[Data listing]
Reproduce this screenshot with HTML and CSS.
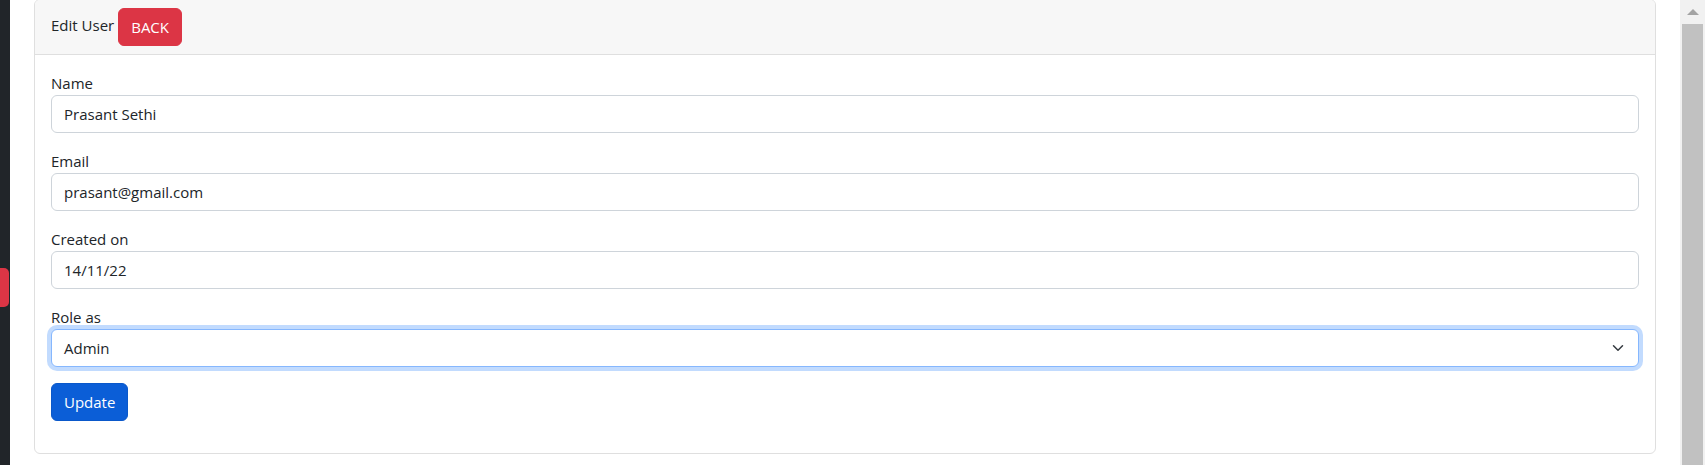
FILE: index.html
```html
<!DOCTYPE html>
<html lang="en">
<head>
<meta charset="utf-8">
<title>Edit User</title>
<link rel="stylesheet" href="styles.css">
</head>
<body>
<div class="app">
  <aside class="sidebar"><span class="sidebar-tab"></span></aside>
  <main class="content">
    <div class="card">
      <div class="card-header">
        <span class="card-title">Edit User</span>
        <button class="btn btn-danger" type="button">BACK</button>
      </div>
      <div class="card-body">
        <form class="form">
          <div class="field">
            <label class="label" for="name">Name</label>
            <input class="form-control" id="name" type="text" value="Prasant Sethi">
          </div>
          <div class="field">
            <label class="label" for="email">Email</label>
            <input class="form-control" id="email" type="text" value="prasant@gmail.com">
          </div>
          <div class="field">
            <label class="label" for="created">Created on</label>
            <input class="form-control" id="created" type="text" value="14/11/22">
          </div>
          <div class="field">
            <label class="label">Role as</label>
            <div class="form-select is-focused">
              <span>Admin</span>
              <svg class="chevron" width="16" height="12" viewBox="0 0 16 16"><path d="M2 5l6 6 6-6" fill="none" stroke="#343a40" stroke-width="2" stroke-linecap="round" stroke-linejoin="round"/></svg>
            </div>
          </div>
          <div class="field">
            <button class="btn btn-primary" type="button">Update</button>
          </div>
        </form>
      </div>
    </div>
  </main>
  <div class="scrollbar">
    <div class="scroll-arrow"></div>
    <div class="scroll-thumb"></div>
  </div>
</div>
</body>
</html>
```
FILE: styles.css
```css
* { box-sizing: border-box; }
html, body { margin: 0; padding: 0; height: 100%; overflow: hidden; }
body {
  font-family: "Open Sans", "Noto Sans", sans-serif;
  font-size: 15px;
  line-height: 24px;
  color: #212529;
  background: #fff;
}
.app {
  display: flex;
  height: 465px;
}
.sidebar {
  width: 10px;
  flex: 0 0 10px;
  background: #212529;
  display: flex;
  flex-direction: column;
}
.sidebar-tab {
  display: block;
  margin-top: 268px;
  width: 9px;
  height: 39px;
  background: #dc3545;
  border-radius: 0 5px 5px 0;
}
.content {
  flex: 1;
  padding: 0 24px;
}
.card {
  margin-top: -1px;
  border: 1px solid #dfdfdf;
  border-radius: 6px;
  background: #fff;
}
.card-header {
  display: flex;
  align-items: flex-start;
  gap: 4px;
  padding: 8px 16px;
  background: #f7f7f7;
  border-bottom: 1px solid #dfdfdf;
  border-radius: 5px 5px 0 0;
}
.card-title {
  padding-top: 5px;
}
.card-body {
  padding: 16px 16px 16px;
}
.form {
  display: flex;
  flex-direction: column;
  gap: 16px;
}
.field {
  display: flex;
  flex-direction: column;
  align-items: flex-start;
}
.field:last-child { margin-bottom: 16px; }
.label {
  display: block;
}
.form-control,
.form-select {
  width: 100%;
  height: 38px;
  padding: 6px 12px;
  font: inherit;
  color: #212529;
  background: #fff;
  border: 1px solid #ced4da;
  border-radius: 6px;
  outline: none;
}
.form-select {
  display: flex;
  align-items: center;
  justify-content: space-between;
  padding-right: 12px;
}
.form-select.is-focused {
  border-color: #86b7fe;
  box-shadow: 0 0 0 4px rgba(13, 110, 253, 0.25);
}
.chevron { display: block; flex: 0 0 auto; }
.btn {
  display: inline-block;
  height: 38px;
  padding: 6px 12px;
  font: inherit;
  color: #fff;
  border: 1px solid transparent;
  border-radius: 6px;
  cursor: pointer;
}
.btn-danger { background: #dc3545; border-color: #dc3545; }
.btn-primary { background: #0b5ed7; border-color: #0a58ca; }
.scrollbar {
  width: 25px;
  flex: 0 0 25px;
  background: #f1f1f1;
  display: flex;
  flex-direction: column;
  align-items: center;
}
.scroll-arrow {
  margin-top: 9px;
  width: 0;
  height: 0;
  border-left: 6px solid transparent;
  border-right: 6px solid transparent;
  border-bottom: 6px solid #a3a3a3;
}
.scroll-thumb {
  margin-top: 9px;
  width: 21px;
  flex: 1;
  background: #c1c1c1;
}
```
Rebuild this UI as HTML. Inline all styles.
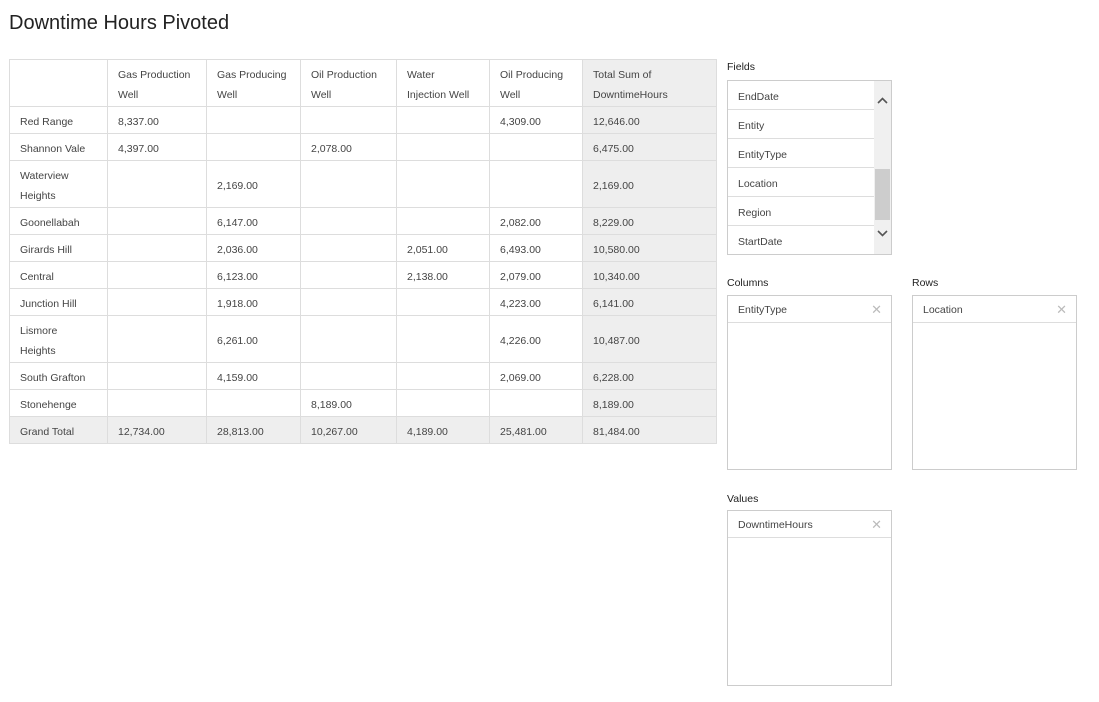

▶ Given task: From the material above, reproduce everything verbatim except the pictures.

▶ Correct response:
Reproduce this screenshot with HTML and CSS.
FILE: index.html
```html
<!DOCTYPE html>
<html lang="en">
<head>
<meta charset="utf-8">
<title>Edit User</title>
<link rel="stylesheet" href="styles.css">
</head>
<body>
<div class="app">
  <aside class="sidebar"><span class="sidebar-tab"></span></aside>
  <main class="content">
    <div class="card">
      <div class="card-header">
        <span class="card-title">Edit User</span>
        <button class="btn btn-danger" type="button">BACK</button>
      </div>
      <div class="card-body">
        <form class="form">
          <div class="field">
            <label class="label" for="name">Name</label>
            <input class="form-control" id="name" type="text" value="Prasant Sethi">
          </div>
          <div class="field">
            <label class="label" for="email">Email</label>
            <input class="form-control" id="email" type="text" value="prasant@gmail.com">
          </div>
          <div class="field">
            <label class="label" for="created">Created on</label>
            <input class="form-control" id="created" type="text" value="14/11/22">
          </div>
          <div class="field">
            <label class="label">Role as</label>
            <div class="form-select is-focused">
              <span>Admin</span>
              <svg class="chevron" width="16" height="12" viewBox="0 0 16 16"><path d="M2 5l6 6 6-6" fill="none" stroke="#343a40" stroke-width="2" stroke-linecap="round" stroke-linejoin="round"/></svg>
            </div>
          </div>
          <div class="field">
            <button class="btn btn-primary" type="button">Update</button>
          </div>
        </form>
      </div>
    </div>
  </main>
  <div class="scrollbar">
    <div class="scroll-arrow"></div>
    <div class="scroll-thumb"></div>
  </div>
</div>
</body>
</html>
```
FILE: styles.css
```css
* { box-sizing: border-box; }
html, body { margin: 0; padding: 0; height: 100%; overflow: hidden; }
body {
  font-family: "Open Sans", "Noto Sans", sans-serif;
  font-size: 15px;
  line-height: 24px;
  color: #212529;
  background: #fff;
}
.app {
  display: flex;
  height: 465px;
}
.sidebar {
  width: 10px;
  flex: 0 0 10px;
  background: #212529;
  display: flex;
  flex-direction: column;
}
.sidebar-tab {
  display: block;
  margin-top: 268px;
  width: 9px;
  height: 39px;
  background: #dc3545;
  border-radius: 0 5px 5px 0;
}
.content {
  flex: 1;
  padding: 0 24px;
}
.card {
  margin-top: -1px;
  border: 1px solid #dfdfdf;
  border-radius: 6px;
  background: #fff;
}
.card-header {
  display: flex;
  align-items: flex-start;
  gap: 4px;
  padding: 8px 16px;
  background: #f7f7f7;
  border-bottom: 1px solid #dfdfdf;
  border-radius: 5px 5px 0 0;
}
.card-title {
  padding-top: 5px;
}
.card-body {
  padding: 16px 16px 16px;
}
.form {
  display: flex;
  flex-direction: column;
  gap: 16px;
}
.field {
  display: flex;
  flex-direction: column;
  align-items: flex-start;
}
.field:last-child { margin-bottom: 16px; }
.label {
  display: block;
}
.form-control,
.form-select {
  width: 100%;
  height: 38px;
  padding: 6px 12px;
  font: inherit;
  color: #212529;
  background: #fff;
  border: 1px solid #ced4da;
  border-radius: 6px;
  outline: none;
}
.form-select {
  display: flex;
  align-items: center;
  justify-content: space-between;
  padding-right: 12px;
}
.form-select.is-focused {
  border-color: #86b7fe;
  box-shadow: 0 0 0 4px rgba(13, 110, 253, 0.25);
}
.chevron { display: block; flex: 0 0 auto; }
.btn {
  display: inline-block;
  height: 38px;
  padding: 6px 12px;
  font: inherit;
  color: #fff;
  border: 1px solid transparent;
  border-radius: 6px;
  cursor: pointer;
}
.btn-danger { background: #dc3545; border-color: #dc3545; }
.btn-primary { background: #0b5ed7; border-color: #0a58ca; }
.scrollbar {
  width: 25px;
  flex: 0 0 25px;
  background: #f1f1f1;
  display: flex;
  flex-direction: column;
  align-items: center;
}
.scroll-arrow {
  margin-top: 9px;
  width: 0;
  height: 0;
  border-left: 6px solid transparent;
  border-right: 6px solid transparent;
  border-bottom: 6px solid #a3a3a3;
}
.scroll-thumb {
  margin-top: 9px;
  width: 21px;
  flex: 1;
  background: #c1c1c1;
}
```
Rebuild this UI as HTML. Inline all styles.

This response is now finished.